Written problem:
Report the number of lines that include "page", with no additional text.
== == ==
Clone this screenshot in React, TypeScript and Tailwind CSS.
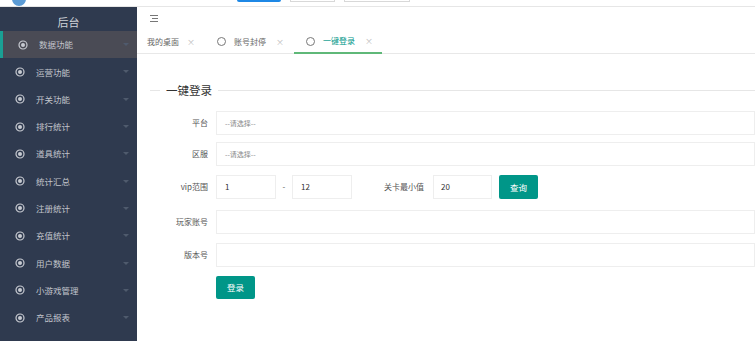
const font = { fontFamily: '"Noto Sans CJK SC", "Liberation Sans", sans-serif' }

const menu = ['数据功能', '运营功能', '开关功能', '排行统计', '道具统计', '统计汇总', '注册统计', '充值统计', '用户数据', '小游戏管理', '产品报表']

function DotIcon() {
  return (
    <svg width="10" height="10" viewBox="0 0 10 10" className="shrink-0">
      <circle cx="5" cy="5" r="4" fill="none" stroke="#c8cbd2" strokeWidth="1.2" />
      <circle cx="5" cy="5" r="2" fill="#c8cbd2" />
    </svg>
  )
}

function Caret() {
  return <span className="ml-auto w-0 h-0 border-x-[3px] border-x-transparent border-t-[3px] border-t-[#4f5a6d]" />
}

function Field({ label, placeholder }: { label: string; placeholder?: string }) {
  return (
    <div className="flex items-center h-[24px]">
      <div className="w-[72px] pr-[8px] text-right text-[8px] text-[#555]">{label}</div>
      <div className="flex-1 h-full border border-[#eeeeee] flex items-center pl-[8px] text-[7px] text-[#888]">{placeholder}</div>
    </div>
  )
}

export default function App() {
  return (
    <div className="w-[755px] h-[341px] overflow-hidden bg-white flex flex-col" style={font}>
      {/* cropped top bar */}
      <div className="h-[7px] shrink-0 flex items-end border-b border-[#e6e6e6] relative">
        <div className="absolute left-[12px] -top-[8px] w-[14px] h-[14px] rounded-full bg-[#5b9bd5]" />
        <div className="absolute left-[237px] -top-[2px] w-[44px] h-[4px] bg-[#1e88e5] rounded-b-[2px]" />
        <div className="absolute left-[290px] -top-[2px] w-[45px] h-[4px] border border-t-0 border-[#d8d8d8]" />
        <div className="absolute left-[344px] -top-[2px] w-[66px] h-[4px] border border-t-0 border-[#d8d8d8]" />
      </div>
      <div className="flex flex-1 min-h-0">
        <aside className="w-[137px] shrink-0 bg-[#2f3a4f] flex flex-col">
          <div className="h-[24px] flex items-end justify-center pb-[1px] text-[11px] text-[#d0d3d9]">后台</div>
          {menu.map((m, i) => (
            <div
              key={m}
              className={`h-[27.3px] flex items-center gap-[11px] pl-[15px] pr-[8px] text-[8.5px] text-[#c2c5cc] ${i === 0 ? 'bg-[#4a4b55] border-l-[3px] border-[#1aa094] pl-[12px]' : ''}`}
            >
              <DotIcon />
              <span>{m}</span>
              <Caret />
            </div>
          ))}
        </aside>
        <main className="flex-1 flex flex-col">
          <div className="h-[23px] flex items-center pl-[12px]">
            <svg width="10" height="9" viewBox="0 0 10 9">
              <path d="M1 1.5h8M3 4.5h6M1 7.5h8" stroke="#777" strokeWidth="1.1" />
            </svg>
          </div>
          <div className="h-[24px] flex items-stretch border-b border-[#e8e8e8] text-[8px] text-[#666] whitespace-nowrap">
            <div className="flex items-center gap-[8px] pl-[10px] pr-[10px]">
              <span>我的桌面</span>
              <span className="text-[#bbb]">×</span>
            </div>
            <div className="flex items-center gap-[8px] pl-[12px] pr-[10px]">
              <span className="w-[9px] h-[9px] rounded-full border border-[#777]" />
              <span>账号封停</span>
              <span className="ml-[2px] text-[#bbb]">×</span>
            </div>
            <div className="flex items-center gap-[8px] pl-[12px] pr-[9px] border-b-2 border-[#5fb878] -mb-px text-[#009688]">
              <span className="w-[9px] h-[9px] rounded-full border border-[#777]" />
              <span>一键登录</span>
              <span className="ml-[2px] text-[#bbb]">×</span>
            </div>
          </div>
          <div className="pl-[13px] pt-[28px]">
            <div className="flex items-center">
              <div className="w-[10px] border-t border-[#e6e6e6]" />
              <span className="px-[6px] text-[11.5px] text-[#333]">一键登录</span>
              <div className="flex-1 border-t border-[#e6e6e6]" />
            </div>
            <div className="mt-[12px] flex flex-col gap-[9px] -ml-[6px]">
              <Field label="平台" placeholder="--请选择--" />
              <div className="-mt-[2px]">
                <Field label="区服" placeholder="--请选择--" />
              </div>
              <div className="flex items-center h-[24px]">
                <div className="w-[72px] pr-[8px] text-right text-[8px] text-[#555]">vip范围</div>
                <div className="w-[60px] h-full border border-[#eeeeee] flex items-center pl-[8px] text-[8px] text-[#333]">1</div>
                <span className="w-[16px] text-center text-[8px] text-[#555]">-</span>
                <div className="w-[60px] h-full border border-[#eeeeee] flex items-center pl-[8px] text-[8px] text-[#333]">12</div>
                <div className="w-[81px] pr-[9px] text-right text-[8px] text-[#555]">关卡最小值</div>
                <div className="w-[59px] h-full border border-[#eeeeee] flex items-center pl-[7px] text-[8px] text-[#333]">20</div>
                <button className="ml-[7px] w-[39px] h-full rounded-[2px] bg-[#009688] text-white text-[8.5px]">查询</button>
              </div>
              <div className="mt-[2px]">
                <Field label="玩家账号" />
              </div>
              <Field label="版本号" />
              <div className="pl-[72px] flex">
                <button className="w-[39px] h-[23px] rounded-[2px] bg-[#009688] text-white text-[8.5px]">登录</button>
              </div>
            </div>
          </div>
        </main>
      </div>
    </div>
  )
}
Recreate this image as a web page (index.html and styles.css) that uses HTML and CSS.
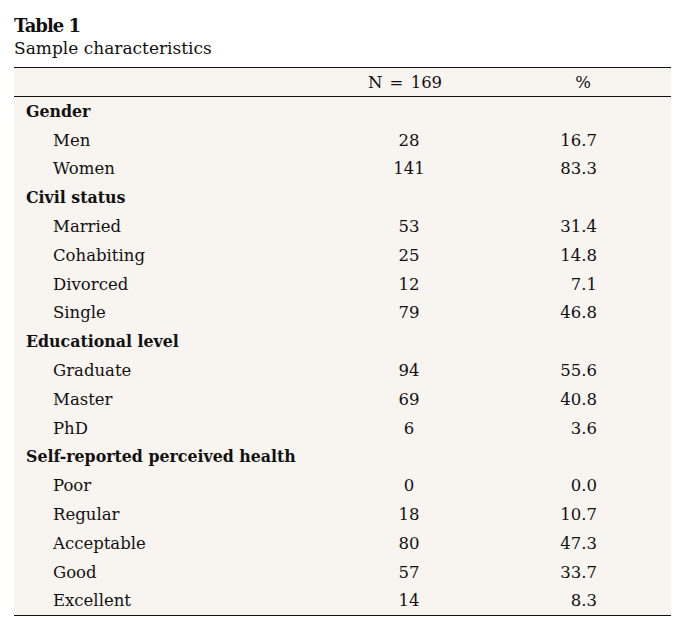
FILE: index.html
```html
<!DOCTYPE html>
<html>
<head>
<meta charset="utf-8">
<link rel="stylesheet" href="styles.css">
</head>
<body>
<div class="page">
  <div class="caption">
    <div class="title">Table 1</div>
    <div class="subtitle">Sample characteristics</div>
  </div>
  <div class="table">
    <div class="row head"><span class="c1"></span><span class="c2">N = 169</span><span class="c3">%</span></div>
    <div class="body">
      <div class="row group"><span class="c1">Gender</span></div>
      <div class="row"><span class="c1 ind">Men</span><span class="c2">28</span><span class="c3">16.7</span></div>
      <div class="row"><span class="c1 ind">Women</span><span class="c2">141</span><span class="c3">83.3</span></div>
      <div class="row group"><span class="c1">Civil status</span></div>
      <div class="row"><span class="c1 ind">Married</span><span class="c2">53</span><span class="c3">31.4</span></div>
      <div class="row"><span class="c1 ind">Cohabiting</span><span class="c2">25</span><span class="c3">14.8</span></div>
      <div class="row"><span class="c1 ind">Divorced</span><span class="c2">12</span><span class="c3">7.1</span></div>
      <div class="row"><span class="c1 ind">Single</span><span class="c2">79</span><span class="c3">46.8</span></div>
      <div class="row group"><span class="c1">Educational level</span></div>
      <div class="row"><span class="c1 ind">Graduate</span><span class="c2">94</span><span class="c3">55.6</span></div>
      <div class="row"><span class="c1 ind">Master</span><span class="c2">69</span><span class="c3">40.8</span></div>
      <div class="row"><span class="c1 ind">PhD</span><span class="c2">6</span><span class="c3">3.6</span></div>
      <div class="row group"><span class="c1">Self-reported perceived health</span></div>
      <div class="row"><span class="c1 ind">Poor</span><span class="c2">0</span><span class="c3">0.0</span></div>
      <div class="row"><span class="c1 ind">Regular</span><span class="c2">18</span><span class="c3">10.7</span></div>
      <div class="row"><span class="c1 ind">Acceptable</span><span class="c2">80</span><span class="c3">47.3</span></div>
      <div class="row"><span class="c1 ind">Good</span><span class="c2">57</span><span class="c3">33.7</span></div>
      <div class="row"><span class="c1 ind">Excellent</span><span class="c2">14</span><span class="c3">8.3</span></div>
    </div>
  </div>
</div>
</body>
</html>
```
FILE: styles.css
```css
html, body {
  margin: 0;
  padding: 0;
  background: #ffffff;
}
.page {
  padding: 15px 13px 0 14px;
  font-family: "DejaVu Serif", "Liberation Serif", serif;
  color: #111111;
}
.caption {
  display: flex;
  flex-direction: column;
  margin-bottom: 8px;
}
.title {
  font-weight: bold;
  font-size: 18px;
  letter-spacing: -1px;
  line-height: 22px;
}
.subtitle {
  font-size: 17px;
  line-height: 22px;
}
.table {
  background: #f8f4f0;
  border-top: 1.5px solid #111;
  border-bottom: 1.5px solid #111;
}
.head {
  border-bottom: 1.5px solid #111;
}
.row {
  display: grid;
  grid-template-columns: 335px 120px 128px;
  height: 28.8px;
  align-items: center;
  font-size: 16.5px;
}
.head {
  height: 28px;
}
.c1 {
  padding-left: 12px;
}
.group .c1 {
  font-weight: bold;
  font-size: 15.8px;
  white-space: nowrap;
}
.c1.ind {
  padding-left: 39px;
}
.c2 {
  text-align: center;
}
.head .c2 {
  word-spacing: 2px;
  padding-right: 8px;
}
.c3 {
  text-align: right;
}
.head .c3 {
  text-align: center;
  padding-left: 100px;
}
```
== == ==
Full response:
3